We are looking forward to welcoming author, biographer and historian Victoria Schofield to the Castle where she will speak at our ‘Words of War’ Book Festival. In conversation with Lt Gen Alistair Irwin, Victoria will discuss the careers of Field Marshal Wavell and Vice Admiral Schofield. Here she talks with us about what inspired her to write about these two extraordinary men….

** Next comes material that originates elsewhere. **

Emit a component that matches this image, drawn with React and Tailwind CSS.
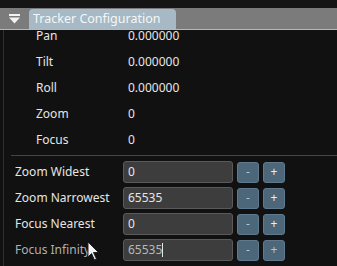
import React from "react";

const READOUTS = [
  { label: "Pan", value: "0.000000" },
  { label: "Tilt", value: "0.000000" },
  { label: "Roll", value: "0.000000" },
  { label: "Zoom", value: "0" },
  { label: "Focus", value: "0" },
];

const LIMITS = [
  { label: "Zoom Widest", value: "0" },
  { label: "Zoom Narrowest", value: "65535" },
  { label: "Focus Nearest", value: "0" },
  { label: "Focus Infinity", value: "65535", dim: true },
];

const StepButton = ({ children, dim }) => (
  <button
    className={
      "w-[22px] h-[21px] rounded-[3px] border border-[#5f7a8e] bg-[#4c667a] flex items-center justify-center text-[12px] leading-none " +
      (dim ? "text-[#b8c4cc]" : "text-[#e8eef2]")
    }
  >
    {children}
  </button>
);

const Cursor = () => (
  <svg
    className="absolute left-[87px] top-[241px]"
    width="14"
    height="20"
    viewBox="0 0 14 20"
  >
    <path
      d="M1 1 L1 16 L4.5 12.5 L7.5 19 L9.5 18 L6.5 11.5 L11.5 11.5 Z"
      fill="#f4f4f4"
      stroke="#222"
      strokeWidth="1"
    />
  </svg>
);

export default function App() {
  return (
    <div
      className="relative w-[337px] h-[266px] overflow-hidden bg-[#111111] text-[12px] text-[#e6e6e6]"
      style={{ fontFamily: '"Noto Sans", "Open Sans", sans-serif' }}
    >
      {/* top strip */}
      <div className="h-[8px] bg-[#151515]" />

      {/* header bar */}
      <div className="relative z-10 h-[22px] bg-[#7b7b7b] border-b border-[#a9bcc7] flex items-end">
        <div className="w-[29px] h-full flex items-center justify-center">
          <svg width="11" height="10" viewBox="0 0 11 10">
            <rect x="0" y="0" width="11" height="2" fill="#f2f2f2" />
            <path d="M0 3.5 L11 3.5 L5.5 9.5 Z" fill="#f2f2f2" />
          </svg>
        </div>
        <div className="h-[20px] w-[147px] bg-[#a6b9c4] rounded-t-[4px] pl-[4px] flex items-center text-[12.5px] text-[#f4f7f9] leading-none">
          Tracker Configuration
        </div>
      </div>

      <div className="flex">
        <div className="w-[4px] border-r border-[#2e2e2e] h-[236px]" />
        <div className="flex-1">
          {/* readouts */}
          <div className="mt-[-7px]">
            {READOUTS.map((r) => (
              <div key={r.label} className="h-[26px] flex items-center">
                <div className="w-[124px] pl-[32px]">{r.label}</div>
                <div>{r.value}</div>
              </div>
            ))}
          </div>

          <div className="ml-[7px] mt-[2px] border-t border-[#3b4650]" />

          {/* limits */}
          <div className="pt-[3px] pb-[4px]">
            {LIMITS.map((l) => (
              <div key={l.label} className="h-[26px] flex items-center">
                <div
                  className={
                    "w-[119px] pl-[11px] " + (l.dim ? "text-[#b0b0b0]" : "")
                  }
                >
                  {l.label}
                </div>
                <div
                  className={
                    "w-[110px] h-[22px] rounded-[3px] border border-[#5a5a5a] bg-[#3d3d3d] pl-[4px] flex items-center " +
                    (l.dim ? "text-[#b8b8b8]" : "")
                  }
                >
                  {l.value}
                  {l.dim && <span className="w-px h-[14px] bg-[#e6e6e6]" />}
                </div>
                <div className="ml-[4px] flex gap-[4px]">
                  <StepButton dim>-</StepButton>
                  <StepButton dim={l.dim}>+</StepButton>
                </div>
              </div>
            ))}
          </div>

          <div className="ml-[7px] border-t border-[#3b4650]" />
        </div>
      </div>

      <Cursor />
    </div>
  );
}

When I was young I discovered an unusual book on my father’s bookshelves. Even before I opened it, its title was intriguing: Other Men’s Flowers. When I realised that it was a poetry anthology compiled by a distinguished World War 2 soldier – Field Marshal Earl Wavell – the contents held greater fascination. How and why, I thought, did a great soldier know over 250 poems? Yet as I realised, although his mind would ordinarily be engaged in the business of warfare, he found mental solace in reading (and reciting) poetry. That my father possessed the book therefore came as no surprise, because he too had served in the Armed Forces, only instead of the Army he had joined the Royal Navy; like Wavell, he found comfort in reading poetry, although his memory was not as prodigious!
That my career as a historian would lead me to write the biography of Wavell, published as Wavell: Soldier and Statesman, and later to edit my father’s memoirs, With the Royal Navy in War and Peace: O’er the Dark Blue Sea, has a natural symmetry. Both men were ‘late Victorians’. Wavell was born in 1883, Schofield in 1895; both were of the generation who would fight in two World Wars: Wavell, an officer in The Black Watch, losing his eye in the trenches during the First World War, Schofield serving as a midshipman on board the battlecruiser, HMS Indomitable. By the end of the Second World War, having served as Commander-in-Chief, Middle East and Commander-in-Chief India, Wavell had become Viceroy of India. Schofield ended his wartime service as Captain of HMS George V, the flagship of the British Pacific Fleet; he was promoted Vice Admiral on his retirement in 1950, the year of Wavell’s death.
The generation of men who fought in two World Wars has now gone and it is a great privilege to be discussing these two lives at the first ‘Words of War Book Festival’ at Balhousie Castle. What both lives illustrate is their unflinching sense of duty and service to Sovereign and country in times of great hardship and deprivation. Both survived the wars but both could well have died.